Yuan drops again as rate adjustment continues

Yuan drops again as rate adjustment continues
China's devaluation of the yuan by 1.9 per cent yesterday comes after a significant rise over the last decade. Since 2005, the yuan has appreciated by about 34 per cent against the US dollar.
PHOTO: Reuters

Stocks, the US dollar, and emerging market currencies around the world remained under pressure for a second day on Wednesday after China's yuan weakened again, a day after the country devalued its currency.

Major Wall Street averages pared losses by late afternoon, however, as Apple and energy shares reversed direction to trade higher.

The Dow Jones industrial average fell 0.33 points to end barely changed at 17,402.51, the S&P 500 rose 1.98 points, or 0.1 per cent, to 2,086.05 and the Nasdaq Composite added 7.59 points, or 0.15 per cent, to 5,044.39.

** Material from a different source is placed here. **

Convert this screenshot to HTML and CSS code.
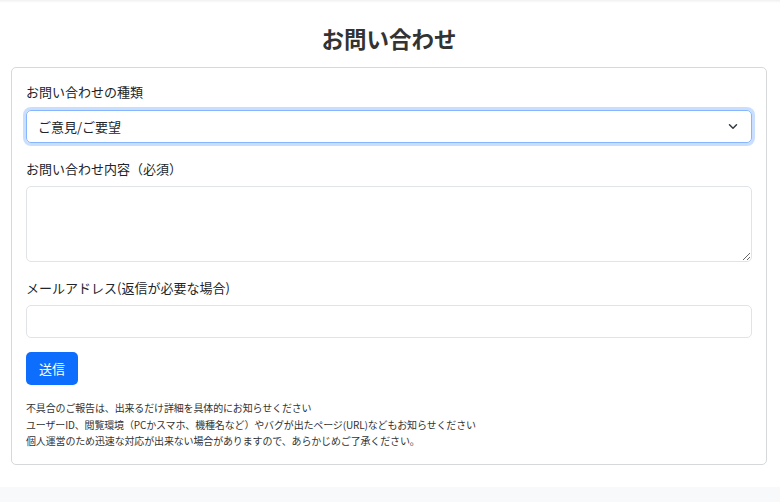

The US dollar weakened against most major currencies, with US debt yields lower also, as investors questioned whether China's devaluation would affect the Federal Reserve's plans to raise interest rates later this year.

US Treasury debt prices rose on Wednesday, with yields on benchmark 10-year notes brushing a three-month low. Those gains were pared as stocks recovered, however, with the yield at 2.15 per cent, about even with the previous day.

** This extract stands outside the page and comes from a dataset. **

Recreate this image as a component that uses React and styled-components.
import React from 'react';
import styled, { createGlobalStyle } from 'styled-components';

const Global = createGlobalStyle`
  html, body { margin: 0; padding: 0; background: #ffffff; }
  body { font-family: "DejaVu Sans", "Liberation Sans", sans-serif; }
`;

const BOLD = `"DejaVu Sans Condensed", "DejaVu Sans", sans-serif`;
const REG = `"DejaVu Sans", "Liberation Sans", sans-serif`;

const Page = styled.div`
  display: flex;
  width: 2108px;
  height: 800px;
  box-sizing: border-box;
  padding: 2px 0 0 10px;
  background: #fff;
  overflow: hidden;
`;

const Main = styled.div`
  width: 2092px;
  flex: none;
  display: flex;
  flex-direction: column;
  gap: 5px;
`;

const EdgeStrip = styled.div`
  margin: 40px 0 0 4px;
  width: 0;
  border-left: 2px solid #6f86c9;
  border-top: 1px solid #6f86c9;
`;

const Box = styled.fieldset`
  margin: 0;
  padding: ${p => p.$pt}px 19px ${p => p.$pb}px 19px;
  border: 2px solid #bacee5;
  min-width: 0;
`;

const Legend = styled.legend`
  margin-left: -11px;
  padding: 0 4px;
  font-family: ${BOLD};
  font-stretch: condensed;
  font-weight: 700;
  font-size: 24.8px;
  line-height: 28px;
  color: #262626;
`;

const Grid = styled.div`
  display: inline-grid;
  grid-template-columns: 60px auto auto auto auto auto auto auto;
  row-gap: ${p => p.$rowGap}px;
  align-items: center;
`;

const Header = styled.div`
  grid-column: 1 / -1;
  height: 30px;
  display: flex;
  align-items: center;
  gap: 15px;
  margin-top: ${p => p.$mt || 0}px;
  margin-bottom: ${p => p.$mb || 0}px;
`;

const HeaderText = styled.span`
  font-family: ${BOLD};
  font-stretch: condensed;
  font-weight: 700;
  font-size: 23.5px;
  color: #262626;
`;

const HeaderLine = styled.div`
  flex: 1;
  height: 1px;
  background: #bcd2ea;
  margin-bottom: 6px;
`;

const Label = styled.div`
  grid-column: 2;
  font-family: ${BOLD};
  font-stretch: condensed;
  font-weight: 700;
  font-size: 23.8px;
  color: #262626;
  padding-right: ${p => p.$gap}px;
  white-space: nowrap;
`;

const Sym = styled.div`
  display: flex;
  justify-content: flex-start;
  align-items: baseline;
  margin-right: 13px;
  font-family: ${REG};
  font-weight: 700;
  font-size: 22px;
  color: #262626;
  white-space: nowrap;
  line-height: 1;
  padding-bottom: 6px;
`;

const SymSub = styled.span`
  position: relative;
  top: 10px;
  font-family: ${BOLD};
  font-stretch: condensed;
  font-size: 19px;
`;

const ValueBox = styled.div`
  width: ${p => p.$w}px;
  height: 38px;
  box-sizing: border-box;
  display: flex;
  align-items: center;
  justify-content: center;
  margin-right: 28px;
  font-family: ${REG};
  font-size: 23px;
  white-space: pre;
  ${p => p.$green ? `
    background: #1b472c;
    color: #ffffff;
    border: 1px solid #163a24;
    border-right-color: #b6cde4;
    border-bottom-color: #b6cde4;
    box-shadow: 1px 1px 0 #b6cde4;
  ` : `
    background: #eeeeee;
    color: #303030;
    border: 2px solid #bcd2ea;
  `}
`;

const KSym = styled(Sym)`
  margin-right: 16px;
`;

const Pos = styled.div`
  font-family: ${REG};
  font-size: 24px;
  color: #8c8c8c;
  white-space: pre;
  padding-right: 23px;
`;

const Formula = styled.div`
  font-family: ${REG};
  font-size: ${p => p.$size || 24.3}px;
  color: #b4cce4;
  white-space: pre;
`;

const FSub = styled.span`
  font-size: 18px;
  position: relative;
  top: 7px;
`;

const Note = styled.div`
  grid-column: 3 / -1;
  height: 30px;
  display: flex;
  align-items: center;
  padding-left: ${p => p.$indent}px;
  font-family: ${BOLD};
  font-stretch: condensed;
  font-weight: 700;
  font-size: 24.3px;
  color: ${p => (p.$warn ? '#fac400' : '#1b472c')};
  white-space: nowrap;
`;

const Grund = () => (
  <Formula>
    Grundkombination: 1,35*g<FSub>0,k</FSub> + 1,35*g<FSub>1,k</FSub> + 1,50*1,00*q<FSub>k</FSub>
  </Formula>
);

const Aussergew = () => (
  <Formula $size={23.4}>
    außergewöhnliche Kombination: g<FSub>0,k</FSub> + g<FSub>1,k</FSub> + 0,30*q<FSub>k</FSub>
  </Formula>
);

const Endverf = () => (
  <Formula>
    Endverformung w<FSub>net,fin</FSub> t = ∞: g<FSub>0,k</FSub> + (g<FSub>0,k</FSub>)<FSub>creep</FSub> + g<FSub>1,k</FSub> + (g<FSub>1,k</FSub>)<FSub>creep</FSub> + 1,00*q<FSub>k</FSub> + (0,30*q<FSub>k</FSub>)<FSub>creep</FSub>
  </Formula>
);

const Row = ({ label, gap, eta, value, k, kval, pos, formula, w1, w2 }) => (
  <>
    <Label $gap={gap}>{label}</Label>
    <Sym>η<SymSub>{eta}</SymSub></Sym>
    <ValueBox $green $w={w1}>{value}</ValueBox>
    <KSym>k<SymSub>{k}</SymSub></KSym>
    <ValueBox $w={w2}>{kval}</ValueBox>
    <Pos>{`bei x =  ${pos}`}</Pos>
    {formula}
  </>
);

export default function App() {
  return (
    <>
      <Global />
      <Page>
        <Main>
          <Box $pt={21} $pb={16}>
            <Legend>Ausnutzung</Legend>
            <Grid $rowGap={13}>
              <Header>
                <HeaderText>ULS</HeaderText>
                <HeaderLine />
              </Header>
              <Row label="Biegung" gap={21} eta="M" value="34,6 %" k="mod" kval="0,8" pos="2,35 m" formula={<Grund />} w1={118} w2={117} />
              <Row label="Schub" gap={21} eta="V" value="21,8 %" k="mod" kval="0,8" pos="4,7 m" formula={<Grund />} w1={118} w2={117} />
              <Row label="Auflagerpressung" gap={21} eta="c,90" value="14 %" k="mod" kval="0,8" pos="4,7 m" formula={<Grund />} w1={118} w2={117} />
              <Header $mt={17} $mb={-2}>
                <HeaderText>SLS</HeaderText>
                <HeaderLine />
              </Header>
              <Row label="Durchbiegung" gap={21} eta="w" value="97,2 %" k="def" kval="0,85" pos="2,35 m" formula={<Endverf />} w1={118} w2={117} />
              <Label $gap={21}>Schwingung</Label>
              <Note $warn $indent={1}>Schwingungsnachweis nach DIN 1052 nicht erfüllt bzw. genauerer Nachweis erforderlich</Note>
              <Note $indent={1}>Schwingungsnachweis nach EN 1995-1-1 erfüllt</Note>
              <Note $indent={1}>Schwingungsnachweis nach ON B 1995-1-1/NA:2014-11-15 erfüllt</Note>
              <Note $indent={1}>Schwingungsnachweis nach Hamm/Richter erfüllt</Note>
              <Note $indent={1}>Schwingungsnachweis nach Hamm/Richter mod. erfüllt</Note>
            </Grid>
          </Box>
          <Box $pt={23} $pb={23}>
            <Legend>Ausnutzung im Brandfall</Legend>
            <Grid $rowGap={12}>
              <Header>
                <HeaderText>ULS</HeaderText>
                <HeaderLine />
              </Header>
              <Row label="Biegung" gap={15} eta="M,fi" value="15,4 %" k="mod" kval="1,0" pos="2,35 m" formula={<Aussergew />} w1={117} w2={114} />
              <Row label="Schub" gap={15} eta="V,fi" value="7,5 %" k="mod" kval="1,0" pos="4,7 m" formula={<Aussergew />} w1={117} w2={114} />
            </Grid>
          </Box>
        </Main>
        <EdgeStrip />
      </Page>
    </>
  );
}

The dollar recovered some of the day's losses, but was still down against other currencies. The euro rose 1.1 per cent, breaching $1.11 for the first time in three weeks and the US dollar fell 0.7 per cent against the yen to 124.19 yen.

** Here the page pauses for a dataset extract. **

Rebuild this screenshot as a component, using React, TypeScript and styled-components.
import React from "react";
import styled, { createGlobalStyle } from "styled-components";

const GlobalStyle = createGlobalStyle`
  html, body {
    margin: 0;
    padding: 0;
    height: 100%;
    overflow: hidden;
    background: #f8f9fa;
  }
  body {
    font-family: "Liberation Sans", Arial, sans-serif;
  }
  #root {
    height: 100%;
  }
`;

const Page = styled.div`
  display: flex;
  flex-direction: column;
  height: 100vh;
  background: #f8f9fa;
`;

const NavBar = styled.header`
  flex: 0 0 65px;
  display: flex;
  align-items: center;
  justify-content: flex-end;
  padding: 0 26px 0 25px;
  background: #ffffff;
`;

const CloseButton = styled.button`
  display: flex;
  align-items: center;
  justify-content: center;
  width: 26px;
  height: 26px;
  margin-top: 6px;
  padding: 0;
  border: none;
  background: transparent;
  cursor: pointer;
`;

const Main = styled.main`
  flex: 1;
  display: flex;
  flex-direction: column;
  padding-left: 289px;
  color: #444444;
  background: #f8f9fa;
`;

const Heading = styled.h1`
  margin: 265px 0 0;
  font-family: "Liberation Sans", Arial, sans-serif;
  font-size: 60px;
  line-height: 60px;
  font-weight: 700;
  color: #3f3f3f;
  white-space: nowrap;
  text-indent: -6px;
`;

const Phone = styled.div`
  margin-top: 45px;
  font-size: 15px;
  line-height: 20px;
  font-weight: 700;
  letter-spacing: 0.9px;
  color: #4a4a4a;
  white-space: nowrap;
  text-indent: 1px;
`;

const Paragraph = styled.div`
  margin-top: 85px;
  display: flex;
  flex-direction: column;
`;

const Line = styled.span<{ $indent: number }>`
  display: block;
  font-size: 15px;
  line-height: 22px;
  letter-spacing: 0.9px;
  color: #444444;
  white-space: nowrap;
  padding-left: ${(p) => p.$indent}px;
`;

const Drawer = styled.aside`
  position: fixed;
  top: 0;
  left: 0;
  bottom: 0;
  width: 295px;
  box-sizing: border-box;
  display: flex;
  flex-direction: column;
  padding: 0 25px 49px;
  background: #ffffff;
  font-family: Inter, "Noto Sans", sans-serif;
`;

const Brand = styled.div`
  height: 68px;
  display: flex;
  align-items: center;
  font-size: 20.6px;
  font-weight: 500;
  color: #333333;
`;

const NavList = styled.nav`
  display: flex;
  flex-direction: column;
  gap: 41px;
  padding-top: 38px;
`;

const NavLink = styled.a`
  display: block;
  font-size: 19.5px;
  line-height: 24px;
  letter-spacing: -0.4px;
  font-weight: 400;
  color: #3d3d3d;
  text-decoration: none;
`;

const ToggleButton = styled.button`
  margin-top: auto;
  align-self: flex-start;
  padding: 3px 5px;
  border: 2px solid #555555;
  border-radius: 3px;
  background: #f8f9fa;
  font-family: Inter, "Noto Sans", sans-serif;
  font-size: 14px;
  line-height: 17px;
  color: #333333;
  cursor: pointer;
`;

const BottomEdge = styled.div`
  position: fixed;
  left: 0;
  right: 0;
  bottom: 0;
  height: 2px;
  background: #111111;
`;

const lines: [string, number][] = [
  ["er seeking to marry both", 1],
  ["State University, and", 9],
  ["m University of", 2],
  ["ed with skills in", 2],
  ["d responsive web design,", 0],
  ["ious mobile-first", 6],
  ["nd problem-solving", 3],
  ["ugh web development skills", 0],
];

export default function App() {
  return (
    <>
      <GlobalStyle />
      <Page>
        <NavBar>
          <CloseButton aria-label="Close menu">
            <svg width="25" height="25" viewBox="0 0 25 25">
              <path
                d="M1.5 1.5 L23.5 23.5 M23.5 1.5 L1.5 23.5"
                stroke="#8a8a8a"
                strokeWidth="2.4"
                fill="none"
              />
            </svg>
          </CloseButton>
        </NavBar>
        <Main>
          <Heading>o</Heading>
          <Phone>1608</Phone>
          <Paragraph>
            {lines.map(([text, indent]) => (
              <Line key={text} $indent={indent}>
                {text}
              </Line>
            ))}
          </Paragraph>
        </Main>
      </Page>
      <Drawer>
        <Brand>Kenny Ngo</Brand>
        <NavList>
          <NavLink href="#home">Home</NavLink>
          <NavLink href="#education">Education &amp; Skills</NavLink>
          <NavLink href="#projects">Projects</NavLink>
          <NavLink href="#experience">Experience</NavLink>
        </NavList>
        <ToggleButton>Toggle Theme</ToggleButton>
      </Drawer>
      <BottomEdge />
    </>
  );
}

The value of the Chinese yuan fell by an additional 1.6 per cent on Wednesday, continuing a dramatic slide prompted by the central bank's cut in the reference rate against the US dollar.

The People's Bank of China reduced the yuan's reference rate to 6.3306 yuan per dollar on Wednesday, following a reduction on Tuesday of 1.86 per cent-the largest single-day drop in 21 years.

On Wednesday, the yuan's onshore trading price declined by 2 per cent to a four-year low of 6.4465, according to the China Foreign Exchange Trade System.

A central bank adviser explained that the bank has made a "one-off move" by introducing a new exchange system.

"Whether the currency will rise or fall will be determined more by the market," said Huang Yiping, a monetary policy adviser for the People's Bank of China.

The bank said it would base the rate on a market maker quote system, taking into consideration the previous trading day's closing price, the movements of the world's major currencies, and the demand and supply of yuan in the market.

Effects of the yuan's devaluation continued to reverberate around the globe on Wednesday, with Asian stocks falling to a seven-month low and major European indexes dropping as investors speculated that the weakened yuan will sap China's demand for commodities.

"There is no economic basis for a continuous fall of the yuan, since the macroeconomic environment is still sound and stable," said a statement on the central bank's website.

"The exchange rate fluctuation is normal, and it can better reflect market expectations," it said.

Huang told China Daily that freeing up the yuan's exchange rate is significant for deepening financial reform, and he said it will prevent huge fluctuations in cross-border capital flows.

"The government is expected to introduce more measures toward that goal in the second half of this year."

The central bank's move gained praise from the International Monetary Fund, which said the new pricing regime "appears a welcome step as it should allow market forces to have a greater role in determining the exchange rate".

Economists predicted that the depreciation will reduce China's imports while boosting its exports.

Eddie Cheung, an Asia foreign exchange strategist at Standard Chartered Bank (HK) Ltd, said that "the PBOC is likely to have to intervene to smooth sharp fluctuations, though increased volatility in the yuan is likely".